Records contained in a dataset:
* BEGIN *

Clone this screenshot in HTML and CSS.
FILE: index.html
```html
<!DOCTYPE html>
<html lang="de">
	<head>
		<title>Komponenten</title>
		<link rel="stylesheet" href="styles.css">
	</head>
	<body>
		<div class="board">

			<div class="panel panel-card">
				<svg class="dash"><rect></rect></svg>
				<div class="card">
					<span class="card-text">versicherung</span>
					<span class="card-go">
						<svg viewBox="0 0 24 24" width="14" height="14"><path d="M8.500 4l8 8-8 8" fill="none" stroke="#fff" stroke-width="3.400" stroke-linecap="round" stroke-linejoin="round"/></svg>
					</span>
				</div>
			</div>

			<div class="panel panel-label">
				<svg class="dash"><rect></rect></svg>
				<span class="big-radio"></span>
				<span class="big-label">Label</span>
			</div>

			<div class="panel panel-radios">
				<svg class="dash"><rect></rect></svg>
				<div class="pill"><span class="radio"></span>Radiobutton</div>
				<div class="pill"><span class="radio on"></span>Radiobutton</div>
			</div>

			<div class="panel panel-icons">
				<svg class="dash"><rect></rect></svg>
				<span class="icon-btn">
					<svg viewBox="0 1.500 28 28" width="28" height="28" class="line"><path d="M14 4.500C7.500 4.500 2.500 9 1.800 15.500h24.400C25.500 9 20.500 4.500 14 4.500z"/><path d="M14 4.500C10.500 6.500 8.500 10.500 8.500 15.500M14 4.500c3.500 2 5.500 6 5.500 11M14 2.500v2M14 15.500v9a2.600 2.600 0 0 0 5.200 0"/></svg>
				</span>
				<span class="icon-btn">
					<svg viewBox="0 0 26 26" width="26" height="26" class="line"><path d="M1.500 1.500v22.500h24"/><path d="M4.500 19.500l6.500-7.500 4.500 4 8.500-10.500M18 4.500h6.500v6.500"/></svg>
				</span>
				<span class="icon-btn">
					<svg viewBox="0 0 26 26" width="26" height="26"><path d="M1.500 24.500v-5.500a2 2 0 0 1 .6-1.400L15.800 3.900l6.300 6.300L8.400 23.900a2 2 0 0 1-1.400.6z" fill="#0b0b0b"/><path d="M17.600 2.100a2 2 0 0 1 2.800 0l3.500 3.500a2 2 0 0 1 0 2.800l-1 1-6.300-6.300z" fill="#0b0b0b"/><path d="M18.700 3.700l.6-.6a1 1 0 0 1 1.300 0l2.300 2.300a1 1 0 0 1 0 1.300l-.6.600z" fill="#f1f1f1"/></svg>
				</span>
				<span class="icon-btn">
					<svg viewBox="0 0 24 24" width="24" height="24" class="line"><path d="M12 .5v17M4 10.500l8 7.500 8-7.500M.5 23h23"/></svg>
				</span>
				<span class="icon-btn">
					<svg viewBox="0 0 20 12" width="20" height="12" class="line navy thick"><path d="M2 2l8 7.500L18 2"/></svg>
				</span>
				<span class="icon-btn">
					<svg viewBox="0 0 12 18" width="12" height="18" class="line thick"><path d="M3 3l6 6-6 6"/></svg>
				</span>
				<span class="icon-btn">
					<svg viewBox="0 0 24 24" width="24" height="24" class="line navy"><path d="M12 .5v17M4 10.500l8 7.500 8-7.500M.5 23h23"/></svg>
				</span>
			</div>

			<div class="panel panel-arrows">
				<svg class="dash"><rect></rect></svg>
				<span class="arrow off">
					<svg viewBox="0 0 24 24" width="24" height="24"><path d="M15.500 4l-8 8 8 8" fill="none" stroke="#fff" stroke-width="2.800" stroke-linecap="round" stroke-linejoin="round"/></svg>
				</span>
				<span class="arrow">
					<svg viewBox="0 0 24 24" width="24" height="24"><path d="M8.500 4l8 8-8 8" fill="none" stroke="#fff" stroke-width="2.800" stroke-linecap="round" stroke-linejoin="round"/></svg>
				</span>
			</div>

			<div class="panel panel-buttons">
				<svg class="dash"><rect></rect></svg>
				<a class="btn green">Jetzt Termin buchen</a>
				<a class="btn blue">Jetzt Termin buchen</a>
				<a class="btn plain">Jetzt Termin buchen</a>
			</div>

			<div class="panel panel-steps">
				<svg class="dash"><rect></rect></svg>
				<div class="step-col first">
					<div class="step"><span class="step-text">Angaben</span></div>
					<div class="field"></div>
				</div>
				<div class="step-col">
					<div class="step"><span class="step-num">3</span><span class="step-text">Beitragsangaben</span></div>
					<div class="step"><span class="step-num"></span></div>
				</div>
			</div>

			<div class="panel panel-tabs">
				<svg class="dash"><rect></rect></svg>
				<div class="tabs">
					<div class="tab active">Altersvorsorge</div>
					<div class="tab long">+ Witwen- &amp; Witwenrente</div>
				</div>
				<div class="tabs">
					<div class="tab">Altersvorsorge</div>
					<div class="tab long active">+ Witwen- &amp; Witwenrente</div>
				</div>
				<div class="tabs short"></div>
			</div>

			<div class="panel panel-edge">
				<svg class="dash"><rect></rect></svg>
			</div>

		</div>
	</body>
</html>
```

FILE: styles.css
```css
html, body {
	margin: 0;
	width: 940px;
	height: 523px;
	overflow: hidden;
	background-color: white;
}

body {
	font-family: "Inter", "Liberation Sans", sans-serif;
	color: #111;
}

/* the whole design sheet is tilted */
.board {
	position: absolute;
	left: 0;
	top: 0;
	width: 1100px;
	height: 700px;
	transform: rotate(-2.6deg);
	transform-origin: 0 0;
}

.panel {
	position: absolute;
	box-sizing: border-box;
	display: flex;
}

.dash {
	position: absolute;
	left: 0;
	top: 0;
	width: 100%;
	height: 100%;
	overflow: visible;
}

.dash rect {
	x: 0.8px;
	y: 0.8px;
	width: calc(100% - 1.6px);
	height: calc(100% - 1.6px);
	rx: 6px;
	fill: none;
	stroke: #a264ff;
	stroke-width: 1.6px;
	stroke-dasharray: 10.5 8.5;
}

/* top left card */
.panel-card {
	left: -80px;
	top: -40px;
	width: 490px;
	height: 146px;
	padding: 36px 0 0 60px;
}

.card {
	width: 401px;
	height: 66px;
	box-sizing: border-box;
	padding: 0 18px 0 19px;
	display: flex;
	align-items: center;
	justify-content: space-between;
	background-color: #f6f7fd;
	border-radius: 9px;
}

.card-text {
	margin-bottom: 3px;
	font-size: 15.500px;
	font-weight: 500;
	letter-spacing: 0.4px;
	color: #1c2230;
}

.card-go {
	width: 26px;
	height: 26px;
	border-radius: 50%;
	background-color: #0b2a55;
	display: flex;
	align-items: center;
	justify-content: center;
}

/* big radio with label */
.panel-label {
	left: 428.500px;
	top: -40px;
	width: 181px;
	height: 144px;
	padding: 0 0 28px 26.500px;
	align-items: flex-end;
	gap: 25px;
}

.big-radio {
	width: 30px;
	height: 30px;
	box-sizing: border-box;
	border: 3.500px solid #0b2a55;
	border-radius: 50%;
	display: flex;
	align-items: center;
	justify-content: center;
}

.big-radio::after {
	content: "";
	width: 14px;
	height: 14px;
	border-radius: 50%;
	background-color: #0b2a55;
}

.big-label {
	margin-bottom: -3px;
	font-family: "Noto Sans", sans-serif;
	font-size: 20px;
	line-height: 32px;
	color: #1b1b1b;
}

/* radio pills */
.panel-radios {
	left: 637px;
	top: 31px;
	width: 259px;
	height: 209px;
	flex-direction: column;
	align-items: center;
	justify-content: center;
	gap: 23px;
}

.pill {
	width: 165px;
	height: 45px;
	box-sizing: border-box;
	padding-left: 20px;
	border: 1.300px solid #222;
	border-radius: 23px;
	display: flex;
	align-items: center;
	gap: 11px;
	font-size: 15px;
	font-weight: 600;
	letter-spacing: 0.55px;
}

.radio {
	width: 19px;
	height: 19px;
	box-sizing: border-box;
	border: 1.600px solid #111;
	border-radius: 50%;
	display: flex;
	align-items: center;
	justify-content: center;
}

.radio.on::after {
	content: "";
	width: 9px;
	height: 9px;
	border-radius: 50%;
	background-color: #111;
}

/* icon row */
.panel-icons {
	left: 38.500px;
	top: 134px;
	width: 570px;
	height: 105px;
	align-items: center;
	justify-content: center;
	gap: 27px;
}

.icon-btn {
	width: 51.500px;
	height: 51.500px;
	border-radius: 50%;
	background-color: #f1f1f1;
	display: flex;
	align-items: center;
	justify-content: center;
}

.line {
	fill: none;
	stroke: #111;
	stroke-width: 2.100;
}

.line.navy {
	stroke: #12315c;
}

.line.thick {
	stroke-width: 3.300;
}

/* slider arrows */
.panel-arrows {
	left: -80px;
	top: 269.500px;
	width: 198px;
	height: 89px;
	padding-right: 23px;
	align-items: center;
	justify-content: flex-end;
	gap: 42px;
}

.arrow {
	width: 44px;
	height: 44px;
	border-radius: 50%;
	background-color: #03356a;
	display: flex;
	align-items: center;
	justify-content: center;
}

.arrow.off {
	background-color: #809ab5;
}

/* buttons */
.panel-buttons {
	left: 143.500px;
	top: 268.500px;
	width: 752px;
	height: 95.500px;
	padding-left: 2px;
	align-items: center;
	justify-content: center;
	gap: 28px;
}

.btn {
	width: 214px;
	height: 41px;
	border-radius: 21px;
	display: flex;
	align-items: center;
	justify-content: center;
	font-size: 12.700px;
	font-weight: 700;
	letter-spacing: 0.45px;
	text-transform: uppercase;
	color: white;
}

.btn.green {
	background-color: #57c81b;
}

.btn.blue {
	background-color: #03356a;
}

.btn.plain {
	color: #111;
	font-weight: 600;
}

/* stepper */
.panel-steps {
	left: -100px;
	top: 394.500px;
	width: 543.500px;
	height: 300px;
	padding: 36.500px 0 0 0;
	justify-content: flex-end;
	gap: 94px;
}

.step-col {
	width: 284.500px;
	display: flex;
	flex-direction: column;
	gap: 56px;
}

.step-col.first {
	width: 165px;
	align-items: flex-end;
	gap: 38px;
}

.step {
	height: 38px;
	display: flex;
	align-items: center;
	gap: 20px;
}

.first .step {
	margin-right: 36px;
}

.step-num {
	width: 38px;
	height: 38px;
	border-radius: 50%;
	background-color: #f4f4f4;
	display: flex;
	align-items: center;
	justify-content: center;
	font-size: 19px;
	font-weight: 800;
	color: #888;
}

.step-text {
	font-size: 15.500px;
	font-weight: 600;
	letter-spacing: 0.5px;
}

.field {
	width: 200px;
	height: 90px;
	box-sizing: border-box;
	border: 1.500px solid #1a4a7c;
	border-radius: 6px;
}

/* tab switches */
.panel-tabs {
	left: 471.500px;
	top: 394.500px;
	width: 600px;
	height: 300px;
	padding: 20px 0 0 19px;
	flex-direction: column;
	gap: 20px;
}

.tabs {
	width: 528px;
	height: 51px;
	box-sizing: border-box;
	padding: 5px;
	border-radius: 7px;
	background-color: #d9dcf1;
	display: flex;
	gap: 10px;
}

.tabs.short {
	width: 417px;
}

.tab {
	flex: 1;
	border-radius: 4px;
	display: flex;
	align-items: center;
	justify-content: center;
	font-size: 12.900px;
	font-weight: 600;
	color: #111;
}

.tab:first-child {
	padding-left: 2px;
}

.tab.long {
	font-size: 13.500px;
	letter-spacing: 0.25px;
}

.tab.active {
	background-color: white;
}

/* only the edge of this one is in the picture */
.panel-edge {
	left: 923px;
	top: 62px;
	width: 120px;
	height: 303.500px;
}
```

* END *
* BEGIN *

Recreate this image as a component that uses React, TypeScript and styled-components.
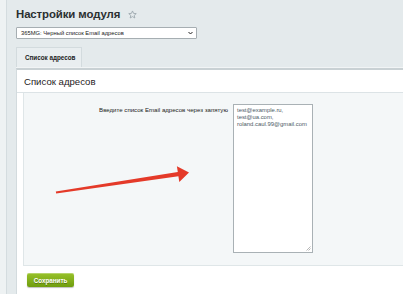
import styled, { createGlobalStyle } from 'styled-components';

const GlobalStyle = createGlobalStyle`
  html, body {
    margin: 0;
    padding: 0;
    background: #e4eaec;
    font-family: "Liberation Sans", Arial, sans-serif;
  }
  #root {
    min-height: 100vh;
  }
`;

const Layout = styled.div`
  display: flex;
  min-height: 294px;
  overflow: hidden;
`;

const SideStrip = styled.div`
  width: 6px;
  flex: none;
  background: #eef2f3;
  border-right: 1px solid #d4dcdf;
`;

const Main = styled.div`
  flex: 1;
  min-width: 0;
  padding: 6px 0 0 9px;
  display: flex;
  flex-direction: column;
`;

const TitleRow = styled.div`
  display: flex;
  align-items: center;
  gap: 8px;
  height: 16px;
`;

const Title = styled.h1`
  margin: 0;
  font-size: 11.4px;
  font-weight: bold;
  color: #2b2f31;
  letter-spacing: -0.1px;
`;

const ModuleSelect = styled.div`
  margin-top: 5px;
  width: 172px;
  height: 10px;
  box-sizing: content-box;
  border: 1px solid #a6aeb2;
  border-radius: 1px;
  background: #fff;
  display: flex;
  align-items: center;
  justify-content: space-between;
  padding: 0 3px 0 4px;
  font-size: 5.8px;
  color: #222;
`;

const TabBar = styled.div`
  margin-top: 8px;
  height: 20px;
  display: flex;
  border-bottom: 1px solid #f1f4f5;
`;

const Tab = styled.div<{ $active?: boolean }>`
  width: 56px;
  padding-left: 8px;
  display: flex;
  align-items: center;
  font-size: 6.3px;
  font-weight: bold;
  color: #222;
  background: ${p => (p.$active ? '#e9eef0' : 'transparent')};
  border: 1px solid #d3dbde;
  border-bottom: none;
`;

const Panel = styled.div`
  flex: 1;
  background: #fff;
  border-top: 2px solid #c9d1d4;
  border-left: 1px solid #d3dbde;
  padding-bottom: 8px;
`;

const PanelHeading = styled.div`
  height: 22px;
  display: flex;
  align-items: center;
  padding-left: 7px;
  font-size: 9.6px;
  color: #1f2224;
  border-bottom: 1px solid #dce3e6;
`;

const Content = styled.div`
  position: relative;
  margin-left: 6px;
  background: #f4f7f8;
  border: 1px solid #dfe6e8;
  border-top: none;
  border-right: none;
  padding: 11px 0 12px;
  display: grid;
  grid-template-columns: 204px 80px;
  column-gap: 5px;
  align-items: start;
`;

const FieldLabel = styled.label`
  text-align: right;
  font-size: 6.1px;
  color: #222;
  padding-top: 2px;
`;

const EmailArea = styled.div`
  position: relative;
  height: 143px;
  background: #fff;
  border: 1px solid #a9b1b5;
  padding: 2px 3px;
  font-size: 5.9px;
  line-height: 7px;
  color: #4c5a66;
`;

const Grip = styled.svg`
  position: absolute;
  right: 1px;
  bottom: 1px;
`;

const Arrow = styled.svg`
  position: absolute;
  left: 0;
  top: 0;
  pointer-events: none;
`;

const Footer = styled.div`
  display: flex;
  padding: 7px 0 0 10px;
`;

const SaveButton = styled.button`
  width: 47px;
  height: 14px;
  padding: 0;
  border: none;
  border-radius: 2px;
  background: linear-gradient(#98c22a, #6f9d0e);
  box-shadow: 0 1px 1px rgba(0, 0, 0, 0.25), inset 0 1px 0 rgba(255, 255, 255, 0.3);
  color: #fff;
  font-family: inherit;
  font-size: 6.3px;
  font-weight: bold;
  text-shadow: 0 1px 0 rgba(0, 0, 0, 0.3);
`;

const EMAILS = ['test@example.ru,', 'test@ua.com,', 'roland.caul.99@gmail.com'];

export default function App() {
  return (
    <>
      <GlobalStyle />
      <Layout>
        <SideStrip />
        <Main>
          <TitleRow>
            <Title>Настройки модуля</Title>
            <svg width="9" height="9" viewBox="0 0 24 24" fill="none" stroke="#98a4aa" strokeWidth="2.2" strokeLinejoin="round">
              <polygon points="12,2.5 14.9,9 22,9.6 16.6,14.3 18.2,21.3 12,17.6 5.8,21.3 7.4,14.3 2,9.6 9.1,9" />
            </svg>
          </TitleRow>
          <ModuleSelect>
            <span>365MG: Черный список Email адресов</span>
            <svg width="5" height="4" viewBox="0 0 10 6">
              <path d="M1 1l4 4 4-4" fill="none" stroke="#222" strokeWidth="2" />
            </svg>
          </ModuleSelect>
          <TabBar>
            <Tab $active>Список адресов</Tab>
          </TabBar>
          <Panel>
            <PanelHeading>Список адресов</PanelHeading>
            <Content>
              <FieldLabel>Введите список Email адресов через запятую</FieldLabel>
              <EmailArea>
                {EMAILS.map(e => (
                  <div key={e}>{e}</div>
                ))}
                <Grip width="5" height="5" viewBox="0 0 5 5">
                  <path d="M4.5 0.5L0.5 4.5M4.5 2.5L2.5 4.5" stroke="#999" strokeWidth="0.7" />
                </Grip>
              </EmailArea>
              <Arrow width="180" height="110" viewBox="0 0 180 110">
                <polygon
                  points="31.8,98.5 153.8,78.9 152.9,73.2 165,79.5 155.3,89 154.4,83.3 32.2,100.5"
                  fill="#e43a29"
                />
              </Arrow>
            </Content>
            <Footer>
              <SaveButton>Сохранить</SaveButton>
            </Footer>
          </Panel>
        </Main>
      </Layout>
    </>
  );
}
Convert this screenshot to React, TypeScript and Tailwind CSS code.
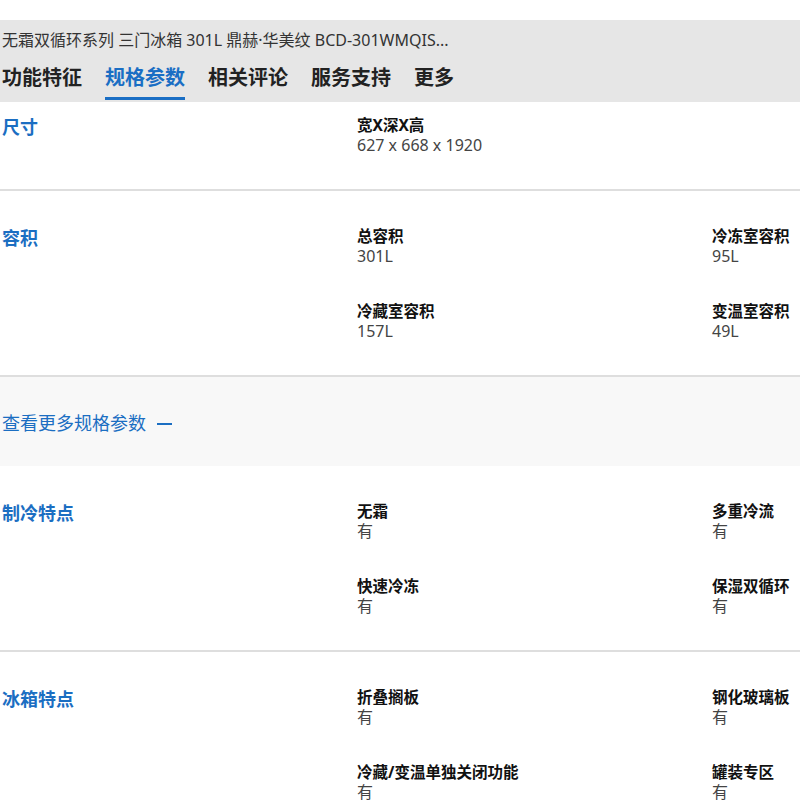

* END *
* BEGIN *

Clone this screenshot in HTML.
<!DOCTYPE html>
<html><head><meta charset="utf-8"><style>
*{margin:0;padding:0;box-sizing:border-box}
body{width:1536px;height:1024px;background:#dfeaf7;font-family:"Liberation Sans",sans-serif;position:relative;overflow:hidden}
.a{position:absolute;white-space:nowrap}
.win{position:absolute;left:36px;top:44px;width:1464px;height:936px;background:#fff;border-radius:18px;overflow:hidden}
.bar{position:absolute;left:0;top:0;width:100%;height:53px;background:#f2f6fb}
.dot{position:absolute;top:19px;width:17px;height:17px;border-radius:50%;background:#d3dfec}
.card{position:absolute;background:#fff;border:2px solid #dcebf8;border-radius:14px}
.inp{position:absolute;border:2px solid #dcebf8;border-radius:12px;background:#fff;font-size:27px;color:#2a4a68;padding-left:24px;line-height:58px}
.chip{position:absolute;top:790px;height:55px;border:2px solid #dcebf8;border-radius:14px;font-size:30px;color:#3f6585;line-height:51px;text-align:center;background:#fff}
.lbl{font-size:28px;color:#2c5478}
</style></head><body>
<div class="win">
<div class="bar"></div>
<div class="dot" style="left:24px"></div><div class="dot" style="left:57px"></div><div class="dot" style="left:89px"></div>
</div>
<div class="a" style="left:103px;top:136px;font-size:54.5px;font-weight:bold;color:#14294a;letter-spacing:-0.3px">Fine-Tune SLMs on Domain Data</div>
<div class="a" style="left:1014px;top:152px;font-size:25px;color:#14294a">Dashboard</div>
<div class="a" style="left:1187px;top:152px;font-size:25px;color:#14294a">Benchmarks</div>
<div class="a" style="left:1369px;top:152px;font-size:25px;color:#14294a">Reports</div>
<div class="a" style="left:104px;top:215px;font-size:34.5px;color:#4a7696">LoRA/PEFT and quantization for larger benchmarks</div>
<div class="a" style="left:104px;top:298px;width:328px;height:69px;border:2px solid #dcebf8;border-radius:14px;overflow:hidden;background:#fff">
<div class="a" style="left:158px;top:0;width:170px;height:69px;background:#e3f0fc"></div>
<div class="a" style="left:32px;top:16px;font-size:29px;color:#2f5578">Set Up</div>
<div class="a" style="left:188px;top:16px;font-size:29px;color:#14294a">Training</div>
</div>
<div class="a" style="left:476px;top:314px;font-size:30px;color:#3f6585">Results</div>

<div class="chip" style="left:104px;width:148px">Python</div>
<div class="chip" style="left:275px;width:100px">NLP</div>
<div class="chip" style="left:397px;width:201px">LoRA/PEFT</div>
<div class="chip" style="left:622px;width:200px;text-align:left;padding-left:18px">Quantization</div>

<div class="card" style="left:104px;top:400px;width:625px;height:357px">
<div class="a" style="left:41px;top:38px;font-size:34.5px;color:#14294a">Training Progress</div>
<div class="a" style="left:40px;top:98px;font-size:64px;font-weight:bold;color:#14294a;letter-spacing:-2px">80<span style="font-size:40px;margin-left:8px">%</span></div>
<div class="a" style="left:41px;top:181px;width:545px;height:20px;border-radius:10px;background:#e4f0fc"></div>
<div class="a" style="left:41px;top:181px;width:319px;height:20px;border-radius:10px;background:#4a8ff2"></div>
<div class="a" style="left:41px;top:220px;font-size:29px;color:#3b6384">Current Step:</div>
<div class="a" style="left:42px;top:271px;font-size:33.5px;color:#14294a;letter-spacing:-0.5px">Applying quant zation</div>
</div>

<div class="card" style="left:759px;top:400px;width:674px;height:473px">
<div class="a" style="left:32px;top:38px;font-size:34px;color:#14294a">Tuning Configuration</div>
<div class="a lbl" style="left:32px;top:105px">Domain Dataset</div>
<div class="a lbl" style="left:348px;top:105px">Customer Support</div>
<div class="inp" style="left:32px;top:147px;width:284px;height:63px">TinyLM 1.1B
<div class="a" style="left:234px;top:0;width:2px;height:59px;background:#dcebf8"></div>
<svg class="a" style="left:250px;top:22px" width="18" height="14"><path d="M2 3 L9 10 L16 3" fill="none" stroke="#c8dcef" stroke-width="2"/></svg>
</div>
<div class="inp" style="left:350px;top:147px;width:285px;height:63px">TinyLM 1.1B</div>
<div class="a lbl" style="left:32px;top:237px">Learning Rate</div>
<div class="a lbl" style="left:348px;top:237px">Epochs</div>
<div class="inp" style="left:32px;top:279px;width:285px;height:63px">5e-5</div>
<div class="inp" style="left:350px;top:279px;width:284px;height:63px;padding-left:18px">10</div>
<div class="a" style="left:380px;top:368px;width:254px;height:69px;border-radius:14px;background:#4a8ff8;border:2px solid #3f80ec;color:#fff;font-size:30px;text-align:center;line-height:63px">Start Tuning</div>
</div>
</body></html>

* END *

[EXERCISE DESCRIPTION] Copy out each line of the records where the string "TypeScript" appears.

[WORKED SOLUTION]
Recreate this image as a component that uses React, TypeScript and styled-components.
Convert this screenshot to React, TypeScript and Tailwind CSS code.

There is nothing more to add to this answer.